I live in a hard-water area, and for the past 5 years or so I've used Culligan's system where they deliver the tanks to my house monthly. Between the water softening and the Reverse Osmosis system, I spend just under $80.00 monthly.

I am now in super-savings mode and want to eliminate as much waste as possible. I am reviewing all of my monthly expenses (cable, cell phone service, monthly subscriptions, security system fees, etc.) and making cuts in areas where the value I receive from a product does not justify the cost. I love having soft water, but I really don't want to spend $80.00 per month ($960.00/year) just for soft water. I think I'd rather make a one-time purchase of an in-home water softener and RO system and then only have to buy salt for the softener as needed and filters for the RO system annually.

The local companies (Culligan, Ecowater and Kinetico) offer these products, but they are fairly expensive ($2,500.00 and up). I am looking for something in the $600.00 or less range for the water softener, and maybe $300.00 for the RO system.

Does anyone here have experience with systems that meet the parameters mentioned above? Any help would be greatly appreciated!

Bryan
 
My old neighbors moved to a town where the municipal water is from a well and very hard. They had a Culligan softener installed and now the water is very slimy. It's disgusting. I was looking for a way to tone down the softness of the water on the softener but didn't see anything in the control panel and saw a couple of black knobs. In the end I just opened up a bypass about halfway and that temporarily fixed the issue.
Is there actually a way to adjust these things so they don't over-soften?
 
My GE Smartwater unit was $349 from Sam's Club, no problems for ten years now.  

 

My parents bought a Whirlpool from Lowes seven years ago, no problems either.  It was a bit higher priced at around $500 installed, but it has a few more lights/indicators and snazzy electronic features than mine. 
 
There is really no way to "over-soften" water, as the process is based on ion-exchange. The resins are releasing salt (sodium) ions, in exchange for calcium, and some magnesium being removed.

The "slick" feeling is a result of the salt ions reacting with the chemicals used in handsoaps and detergents. The more hardness removed, the more "slickness," since there is more salt in the water. It doesn't mean your hands aren't improperly rinsed, just dry them off and move on.

One can under-soften the water by reducing the salt setting. How this is done depends on the softener unit in question. By doing this, you also run the risk of the water going hard between regeneration cycles, as you may end up running out of sodium ions (more or less) which essentially defeats the purpose of having a softener.

Whatever system you settle on, make sure that YOU are adding the salt. Provided the system is installed properly, a softener does not need "regular maintenance," unless it breaks for some reason. Buying the salt and adding it yourself frees you from the CulliganMan and his stupid cost.
The only thing you might do from time to time is buy a "softener cleaner" and add it in with your salt, a cup of LCB does similar things - but too often and you'll ruin the resins!

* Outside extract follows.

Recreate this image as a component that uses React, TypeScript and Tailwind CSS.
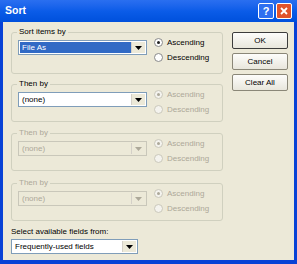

The other thing I can suggest is to ensure the system you get has either a FLECK or AUTOTROL control unit fitted. These two are the "big names" in the industry, and have been proven over many decades.
They come in both fully-mechanical and digitised variants, the former being the more suitable choice as they're far more simple. The Fleck units, at least, will still only regenerate based on water usage, not number of days as the Autotrol will do. The Fleck is also a bit simpler in operation, too. The mode you're looking for here is the "Fleck Econominder 5600."

And FWIW, most breakdowns on water softeners can be completely DIY'd with just a set of screw drivers and a bit of your time. When fixing our system from about 1984 or thereabouts, I used www.softenerparts.com - a wealth of expertise. Eventually we needed a new control head, as the old one was leaking, but all was well after that in 2011 and the system still works today.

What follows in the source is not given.